Sucre est effectivement une ville magnifique. De style coloniale, les façades des maisons sont toutes d'un blanc immaculé (ou presque), avec de beaux balcons de bois d'inspiration hispannique.
Il y a quelques musées intéressants, notamment la maison de l'indépendance où le libertador Bolivar et son général Sucre déclarèrent l’indépendance de la nation. Chouette visite, mais on fait quand même assez vite le tour des choses à voir.
Je resterai un peu plus de quatre jours à me balader, avant de filer vers Potosi, dont le siège a été levé la veille, aprés quatre semaines d'âpres négociations.




Samedi 21 août : Pour aller à Potosi, à trois heures de route d'ici, pas question de remonter dans un de leurs maudits taxis!

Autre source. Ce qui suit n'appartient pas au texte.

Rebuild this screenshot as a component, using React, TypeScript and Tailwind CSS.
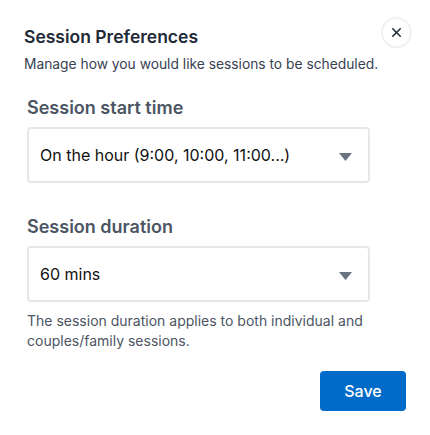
import { X } from 'lucide-react';

function Select({ value }: { value: string }) {
    return (
        <div className="flex h-[56px] w-[343px] items-center justify-between rounded-[4px] border-2 border-[#e5e7eb] bg-white pl-[11px] pr-[14px]">
            <span className="text-[16px] text-[#111]">{value}</span>
            <svg width="13" height="8" viewBox="0 0 13 8" className="mr-[2px] mt-[4px]">
                <path d="M0 0 H13 L6.5 8 Z" fill="#6b7280" />
            </svg>
        </div>
    );
}

export default function App() {
    return (
        <div className="min-h-[435px] w-[430px] bg-white px-[24px] pt-[17px] font-['Inter',sans-serif]">
            <div className="flex items-start justify-between">
                <h2 className="pt-[7px] text-[17.5px] font-semibold leading-[26px] text-[#1f2937]">Session Preferences</h2>
                <button className="-mr-[6px] flex h-[31px] w-[31px] items-center justify-center rounded-full border-2 border-[#f0f1f3] text-[#1f2937]">
                    <X size={15} strokeWidth={2.4} />
                </button>
            </div>
            <p className="mt-[4px] text-[13.8px] leading-[21px] text-[#374151]">Manage how you would like sessions to be scheduled.</p>

            <div className="ml-[3px] mt-[19px]">
                <h3 className="mb-[6px] text-[18px] font-semibold leading-[27px] text-[#4b5563]">Session start time</h3>
                <Select value="On the hour (9:00, 10:00, 11:00...)" />

                <h3 className="mb-[6px] mt-[30px] text-[18px] font-semibold leading-[27px] text-[#4b5563]">Session duration</h3>
                <Select value="60 mins" />

                <p className="mt-[9px] text-[14px] leading-[20px] text-[#4b5563]">
                    The session duration applies to both individual and
                    <br />
                    couples/family sessions.
                </p>
            </div>

            <div className="mt-[20px] flex justify-end">
                <button className="h-[40px] w-[86px] rounded-[4px] bg-[#006bc8] text-[16px] font-medium text-white">
                    Save
                </button>
            </div>
        </div>
    );
}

Je file vite fait à la gare des bus et achète une place bien à moi, qui ne soit pas dans le coffre ou la soute à bagages.
Quelques heures plus tard, je m'installe à la place qui doit être la mienne (le numéro de siège attribué n'etant pas bien lisible, je suis pas trop sûr). J'ai deux sièges pour moi, certains n'ont pas la même chance, en particulier une femme à ma droite qui n'a que deux places pour elle, ses deux fillettes et un énorme sac. La pauvre.
Au bout d'un quart d'heure de trajet, le bus s'arrête et prend de nouveaux passagers. Deux d'entre eux me font remarquer que je suis assis à leur place, je vais donc voir la fille qui m'a vendu le billet pour lui demander où je me trouve exactement.
"vous êtes juste à coté de la dame qui a ses deux fille, là.
-A coté? Où ça à coté? La dame et ses enfants sont déjà assises sur les deux places!
-Non, la dame n'a qu'un siège à elle, le vôtre c'est celui coté couloir."
Je n'en reviens pas : on est quatre plus un sac monstrueux (elle a caché son mari à l’intérieur ou quoi?!) sur tout juste deux places minuscules! Moi qui pensais faire un voyage pépère, je me retrouve à moitié assis dans le vide, avec une des deux fillettes qui vient régulièrement piquer un roupillon sur mes genoux, lorsqu'elle n'est pas en train de jouer sous mes jambes.
Aaahhhh mais vivement que je retrouve mon Sylvio hein? Le bus bolivien ca va un temps, c'est rigolo au début, mais faut pas trop en abuser!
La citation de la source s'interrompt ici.